Locate the string "screenshot" throughout the material and copy every line in which it occurs.

=== DATA ROWS ===

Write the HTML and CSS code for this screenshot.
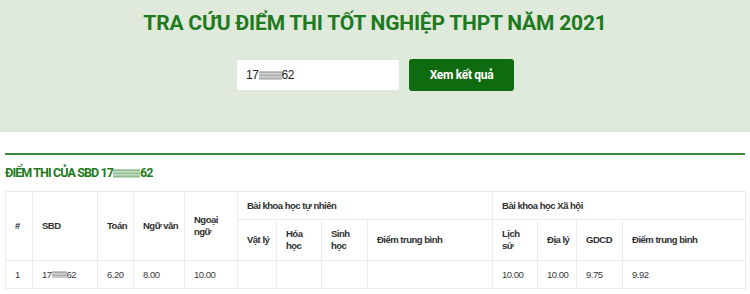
FILE: index.html
```html
<!DOCTYPE html>
<html lang="vi">
<head>
<meta charset="utf-8">
<title>Tra cứu điểm thi</title>
<link rel="stylesheet" href="styles.css">
</head>
<body>
<header class="hero">
  <h1 class="title">TRA CỨU ĐIỂM THI TỐT NGHIỆP THPT NĂM 2021</h1>
  <div class="search">
    <div class="input">17<span class="redact"></span>62</div>
    <button class="btn" type="button">Xem kết quả</button>
  </div>
</header>
<main class="results">
  <div class="rule"></div>
  <h2 class="heading">ĐIỂM THI CỦA SBD 17<span class="redact redact-green"></span>62</h2>
  <table class="scores">
    <colgroup>
      <col class="c27"><col class="c65"><col class="c36"><col class="c51"><col class="c53">
      <col class="c39"><col class="c45"><col class="c46"><col class="c125">
      <col class="c45"><col class="c39"><col class="c46"><col class="c123">
    </colgroup>
    <thead>
      <tr class="r1">
        <th rowspan="2">#</th>
        <th rowspan="2">SBD</th>
        <th rowspan="2">Toán</th>
        <th rowspan="2" class="nowrap">Ngữ văn</th>
        <th rowspan="2">Ngoại ngữ</th>
        <th colspan="4">Bài khoa học tự nhiên</th>
        <th colspan="4">Bài khoa học Xã hội</th>
      </tr>
      <tr class="r2">
        <th class="nowrap">Vật lý</th>
        <th>Hóa học</th>
        <th>Sinh học</th>
        <th>Điểm trung bình</th>
        <th>Lịch sử</th>
        <th class="nowrap">Địa lý</th>
        <th>GDCD</th>
        <th>Điểm trung bình</th>
      </tr>
    </thead>
    <tbody>
      <tr class="r3">
        <td>1</td>
        <td>17<span class="redact redact-sm"></span>62</td>
        <td>6.20</td>
        <td>8.00</td>
        <td>10.00</td>
        <td></td>
        <td></td>
        <td></td>
        <td></td>
        <td>10.00</td>
        <td>10.00</td>
        <td>9.75</td>
        <td>9.92</td>
      </tr>
    </tbody>
  </table>
</main>
</body>
</html>
```
FILE: styles.css
```css
* { box-sizing: border-box; }
html, body { margin: 0; padding: 0; background: #ffffff; }
body { font-family: "Liberation Sans", Arial, sans-serif; color: #333; }

.hero {
  height: 132px;
  background: #dfe9dc;
  padding-top: 11px;
  display: flex;
  flex-direction: column;
  align-items: center;
}
.title {
  margin: 0;
  font-family: Roboto, "Liberation Sans", sans-serif;
  font-weight: 700;
  font-size: 21px;
  line-height: 24px;
  color: #1d7a1d;
  letter-spacing: -0.2px;
}
.search {
  margin-top: 24px;
  display: flex;
  align-items: center;
  gap: 10px;
  margin-left: 1px;
}
.input {
  width: 162px;
  height: 30px;
  background: #fff;
  border-radius: 2px;
  padding-left: 9px;
  display: flex;
  align-items: center;
  font-family: "Liberation Sans", Arial, sans-serif;
  font-size: 12px;
  letter-spacing: -0.4px;
  color: #222;
}
.btn {
  width: 105px;
  height: 32px;
  border: 0;
  border-radius: 3px;
  background: #0f6b0f;
  color: #fff;
  font-family: Roboto, "Liberation Sans", sans-serif;
  font-weight: 700;
  font-size: 12px;
  letter-spacing: -0.3px;
  padding: 0;
}

.redact {
  display: inline-block;
  width: 23px;
  height: 9px;
  vertical-align: -1px;
  background: repeating-linear-gradient(180deg, #b9b9b9 0 1px, #9d9d9d 1px 2px, #c6c6c6 2px 3px);
  opacity: 0.85;
}
.redact-green {
  width: 27px;
  background: repeating-linear-gradient(180deg, #9fc79f 0 1px, #7fb07f 1px 2px, #b6d6b6 2px 3px);
}
.redact-sm {
  width: 15px;
  height: 7px;
  vertical-align: 0;
}

.results { padding: 0 5px; }
.rule {
  margin-top: 21px;
  height: 2px;
  background: #3b8a3b;
}
.heading {
  margin: 10px 0 0 0;
  font-family: Roboto, "Liberation Sans", sans-serif;
  font-weight: 700;
  font-size: 12.5px;
  line-height: 16px;
  color: #1d7a1d;
  letter-spacing: -0.9px;
}

.scores {
  margin-top: 10px;
  width: 740px;
  table-layout: fixed;
  border-collapse: collapse;
  font-size: 9.5px;
  letter-spacing: -0.5px;
}
.c27 { width: 27px; } .c65 { width: 65px; } .c36 { width: 36px; } .c51 { width: 51px; }
.c53 { width: 53px; } .c39 { width: 39px; } .c45 { width: 45px; } .c46 { width: 46px; }
.c125 { width: 125px; } .c123 { width: 123px; }

.scores th, .scores td {
  border: 1px solid #ececec;
  padding: 0 8px 0 9px;
  text-align: left;
  vertical-align: middle;
  line-height: 12px;
}
.scores th { font-weight: 700; color: #2e2e2e; }
.scores td { color: #3a3a3a; }
.scores .nowrap { white-space: nowrap; }
.r1 { height: 28px; }
.r2 { height: 41px; }
.r3 { height: 28px; }
```
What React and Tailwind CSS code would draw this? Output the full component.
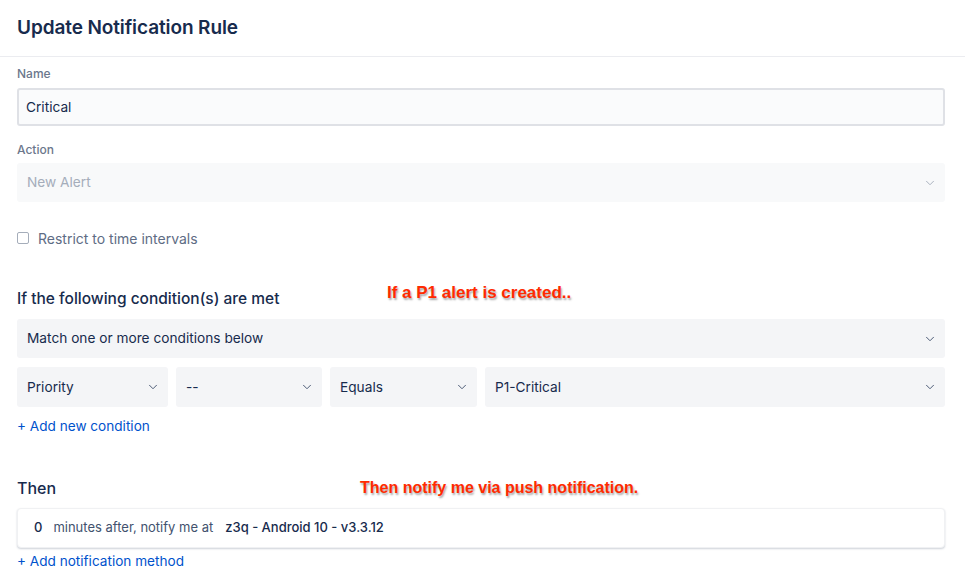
import { ChevronDown } from "lucide-react";

function Select({ value, className = "", muted = false, tone = "bg-[#f4f5f7]" }) {
  return (
    <div
      className={`flex h-10 items-center justify-between rounded-[3px] pl-[10px] pr-[8px] ${tone} ${className}`}
    >
      <span className={`text-[13.7px] ${muted ? "text-[#a5adba]" : "text-[#172b4d]"}`}>{value}</span>
      <ChevronDown
        size={14}
        strokeWidth={1.6}
        className={muted ? "text-[#a5adba]" : "text-[#42526e]"}
      />
    </div>
  );
}

function Note({ children, className = "" }) {
  return (
    <span
      className={`absolute whitespace-nowrap font-bold leading-[20px] text-[#ff2a00] [font-family:'Liberation_Sans',Arial,sans-serif] [text-shadow:1px_2px_2px_rgba(0,0,0,0.35)] ${className}`}
    >
      {children}
    </span>
  );
}

export default function App() {
  return (
    <div className="h-[570px] w-[965px] overflow-hidden bg-white text-[#172b4d] [font-family:Inter,'Noto_Sans',sans-serif]">
      <div className="flex h-[57px] items-center border-b border-[#ebecf0] px-[17px]">
        <h1 className="text-[19px] font-semibold tracking-[-0.1px]">Update Notification Rule</h1>
      </div>

      <div className="w-[945px] pl-[17px]">
        <div className="mt-[9px] text-[12px] font-medium leading-[16px] text-[#6b778c]">Name</div>
        <div className="mt-[6px] flex h-[38px] items-center rounded-[3px] border-2 border-[#dfe1e6] bg-[#fafbfc] px-[7px] text-[13.7px]">
          Critical
        </div>

        <div className="mt-[16px] text-[12px] font-medium leading-[16px] text-[#6b778c]">Action</div>
        <Select
          value="New Alert"
          muted
          tone="bg-[#f8f9fa]"
          className="mt-[5px] h-[39px]"
        />

        <label className="mt-[26px] flex h-[20px] items-center gap-[9px]">
          <span className="h-[12px] w-[12px] rounded-[2px] border border-[#a5adba] bg-white" />
          <span className="text-[14px] text-[#5e6c84]">Restrict to time intervals</span>
        </label>

        <div className="relative mt-[41px]">
          <h2 className="text-[15.5px] font-medium leading-[20px]">If the following condition(s) are met</h2>
          <Note className="left-[370px] top-[-6px] text-[17px]">If a P1 alert is created..</Note>
        </div>
        <Select value="Match one or more conditions below" className="mt-[10px] h-[39px]" />

        <div className="mt-[9px] flex gap-[8px]">
          <Select value="Priority" className="w-[151px]" />
          <Select value="--" className="w-[146px]" />
          <Select value="Equals" className="w-[147px]" />
          <Select value="P1-Critical" className="flex-1" />
        </div>

        <div className="mt-[9px] text-[13.6px] leading-[20px] text-[#0052cc]">+ Add new condition</div>

        <div className="relative mt-[42px]">
          <h2 className="text-[16px] font-medium leading-[20px]">Then</h2>
          <Note className="left-[343px] top-[0px] text-[16px]">Then notify me via push notification.</Note>
        </div>
        <div className="mt-[10px] flex h-[40px] items-center rounded-[4px] border border-[#f0f1f3] bg-white pl-[16px] text-[13px] shadow-[0_1px_2px_rgba(9,30,66,0.2)]">
          <span className="font-medium">0</span>
          <span className="ml-[11px] text-[#42526e]">minutes after, notify me at</span>
          <span className="ml-[12px] font-medium">z3q - Android 10 - v3.3.12</span>
        </div>
        <div className="mt-[3px] text-[13.6px] leading-[20px] text-[#0052cc]">+ Add notification method</div>
      </div>
    </div>
  );
}
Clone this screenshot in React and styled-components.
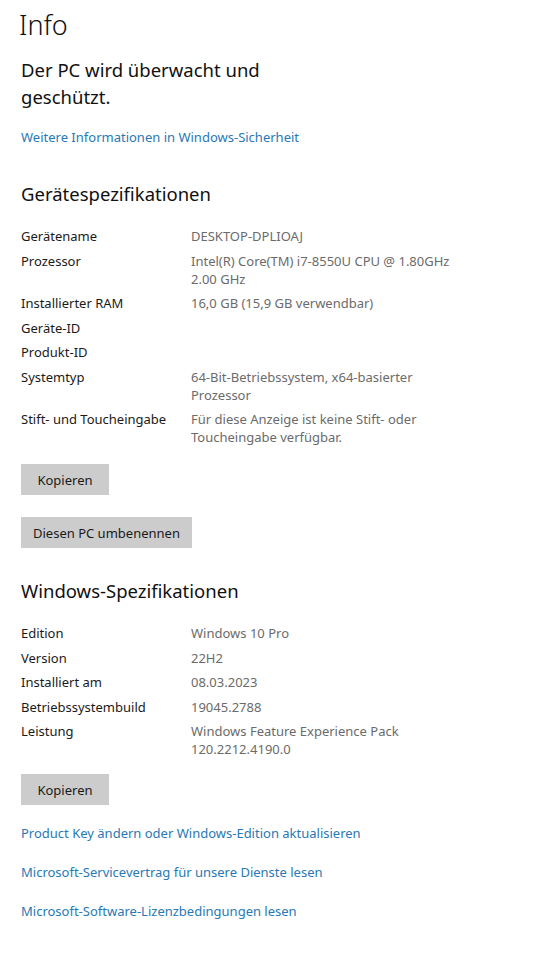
import styled, { createGlobalStyle } from "styled-components";

const GlobalStyle = createGlobalStyle`
  body {
    margin: 0;
    background: #ffffff;
    font-family: "Noto Sans", "Open Sans", sans-serif;
    color: #1a1a1a;
  }
`;

const Page = styled.div`
  width: 534px;
  height: 960px;
  overflow: hidden;
  padding: 0 0 0 21px;
  box-sizing: border-box;
`;

const Title = styled.h1`
  margin: 0 0 0 -2px;
  padding-top: 6px;
  font-size: 27px;
  font-weight: 300;
  line-height: 38px;
  color: #111;
`;

const Status = styled.p`
  margin: 12px 0 0;
  font-size: 18.5px;
  line-height: 27px;
  font-weight: 400;
  color: #111;
`;

const Link = styled.a`
  display: block;
  font-size: 13px;
  line-height: 18px;
  color: #2879b4;
  text-decoration: none;
  margin-top: ${(p) => p.$top || 0}px;
`;

const Heading = styled.h2`
  margin: ${(p) => p.$top}px 0 0;
  font-size: 18.5px;
  font-weight: 400;
  line-height: 26px;
  color: #111;
`;

const Specs = styled.div`
  margin-top: 20px;
  display: grid;
  grid-template-columns: 170px 1fr;
  row-gap: 6.5px;
  font-size: 13px;
  line-height: 18px;
`;

const Label = styled.div`
  color: #1a1a1a;
`;

const Value = styled.div`
  color: #6b6b6b;
`;

const Button = styled.button`
  display: block;
  border: none;
  background: #cccccc;
  color: #1a1a1a;
  font-family: inherit;
  font-size: 13px;
  height: 31px;
  padding: 0 ${(p) => p.$pad || 16}px;
  margin-top: ${(p) => p.$top}px;
  min-width: ${(p) => p.$min || 0}px;
  cursor: pointer;
`;

const deviceSpecs = [
  ["Gerätename", ["DESKTOP-DPLIOAJ"]],
  ["Prozessor", ["Intel(R) Core(TM) i7-8550U CPU @ 1.80GHz", "2.00 GHz"]],
  ["Installierter RAM", ["16,0 GB (15,9 GB verwendbar)"]],
  ["Geräte-ID", [""]],
  ["Produkt-ID", [""]],
  ["Systemtyp", ["64-Bit-Betriebssystem, x64-basierter", "Prozessor"]],
  ["Stift- und Toucheingabe", ["Für diese Anzeige ist keine Stift- oder", "Toucheingabe verfügbar."]],
];

const windowsSpecs = [
  ["Edition", ["Windows 10 Pro"]],
  ["Version", ["22H2"]],
  ["Installiert am", ["08.03.2023"]],
  ["Betriebssystembuild", ["19045.2788"]],
  ["Leistung", ["Windows Feature Experience Pack", "120.2212.4190.0"]],
];

const SpecList = ({ rows }) => (
  <Specs>
    {rows.flatMap(([label, lines]) => [
      <Label key={label}>{label}</Label>,
      <Value key={label + "-v"}>
        {lines.map((l, i) => (
          <div key={i}>{l || "\u00a0"}</div>
        ))}
      </Value>,
    ])}
  </Specs>
);

const App = () => {
  return (
    <Page>
      <GlobalStyle />
      <Title>Info</Title>
      <Status>
        Der PC wird überwacht und
        <br />
        geschützt.
      </Status>
      <Link $top={18}>Weitere Informationen in Windows-Sicherheit</Link>

      <Heading $top={35}>Gerätespezifikationen</Heading>
      <SpecList rows={deviceSpecs} />
      <Button $top={18} $min={88}>Kopieren</Button>
      <Button $top={22} $pad={12}>Diesen PC umbenennen</Button>

      <Heading $top={30}>Windows-Spezifikationen</Heading>
      <SpecList rows={windowsSpecs} />
      <Button $top={16} $min={88}>Kopieren</Button>

      <Link $top={19}>Product Key ändern oder Windows-Edition aktualisieren</Link>
      <Link $top={21}>Microsoft-Servicevertrag für unsere Dienste lesen</Link>
      <Link $top={21}>Microsoft-Software-Lizenzbedingungen lesen</Link>
    </Page>
  );
};

export default App;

===

● EXPECTED ANSWER:
Write the HTML and CSS code for this screenshot.
Clone this screenshot in React and styled-components.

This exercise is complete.